Ich selbst war immer der Meinung, dass beispielsweise die Bundeswehr nichts in der Schule verloren hat. Meine Kritik galt insbesondere den Veranstaltungen (Werbeveranstaltungen) für die Bundeswehr in Schulen, die das Ziel haben, junge Menschen für den Dienst in der Armee zu rekrutieren. Im Kontext des russischen Angriffskrieges gegen die Ukraine stellt sich jedoch die Frage, ob die Friedenspädagogik nicht auch die Rolle der Bundeswehr als Verteidigerin der Freiheit und des Friedens berücksichtigen muss. Es geht mir nicht nicht darum, die Kriegseinsätze der Bundeswehr zu rechtfertigen oder zu verharmlosen, sondern um die Frage, ob eine Friedenspädagogik, die militärische Verteidigung nach den UN-Charta Artikel 51 ablehnt, nicht zu einseitig ist und ob sie nicht auch die Rolle der Bundeswehr im Kontext globaler Konflikte berücksichtigen muss.
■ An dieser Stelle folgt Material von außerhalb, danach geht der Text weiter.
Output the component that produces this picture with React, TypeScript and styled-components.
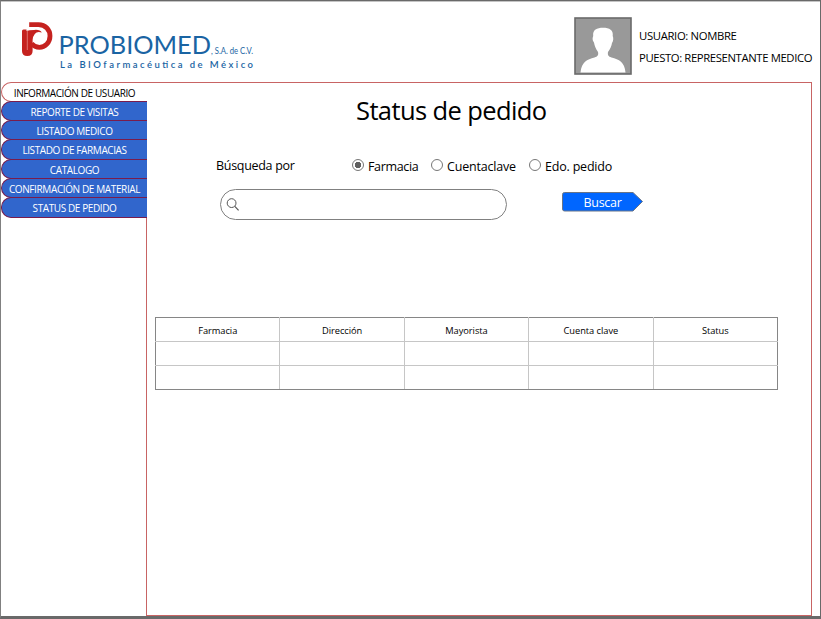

Diese Charta beeinträchtigt im Falle eines bewaffneten Angriffs gegen ein Mitglied der Vereinten Nationen keineswegs das naturgegebene Recht zur individuellen oder kollektiven Selbstverteidigung, bis der Sicherheitsrat die zur Wahrung des Weltfriedens und der internationalen Sicherheit erforderlichen Maßnahmen getroffen hat. Maßnahmen, die ein Mitglied in Ausübung dieses Selbstverteidigungsrechts trifft, sind dem Sicherheitsrat sofort anzuzeigen; sie berühren in keiner Weise dessen auf dieser Charta beruhende Befugnis und Pflicht, jederzeit die Maßnahmen zu treffen, die er zur Wahrung oder Wiederherstellung des Weltfriedens und der internationalen Sicherheit für erforderlich hält.
Artikel 51 (UN-Charta)
Herrmann Josef Abs führt in der Zeitschrift „Pädagogik“ mit dem Überthema „Demokratie lernen“ in seinem Artikel „Neue Friedenspädagogik in Kriegszeiten“ sehr gut aus, dass die Friedenspädagogik davon ausgeht, dass beide Konfliktparteien grundlegend die gleichen Rechte haben und den Konflikt aushandeln könn(t)en. Er erklärt, dass die Suche nach einem Kompromiss, nach einer friedlichen Lösung, aber nicht gegeben ist, da zwischen einem Interessenskonflikt und unidirkektionaler Schadensintention unterschieden werden muss. Eine Streitschlichtung auf Augenhöhe ist in der Schule als sinnvoll anzusehen, bei Mobbing aber hat eine Partei eine machtvolle Position inne. Somit kann sich die andere Partei nicht auf Augenhöhe wehren. Im Fall von Mobbing ist es Aufgabe der Schule das Opfer zu schützen und die Täter:innen einzugrenzen. Und Hermann Josef Abs bringt es auf den Punkt: „Pädagogisch verlangt unsere Garantenstellung als Lehrkräfte, dass wir Gewalt gegen Kinder, falls erforderlich, auch mit dem Einsatz von Gewalt beenden.“ („Neue Friedenspädagogik in Kriegszeiten“, Pädagogik 3/23, Seite 12)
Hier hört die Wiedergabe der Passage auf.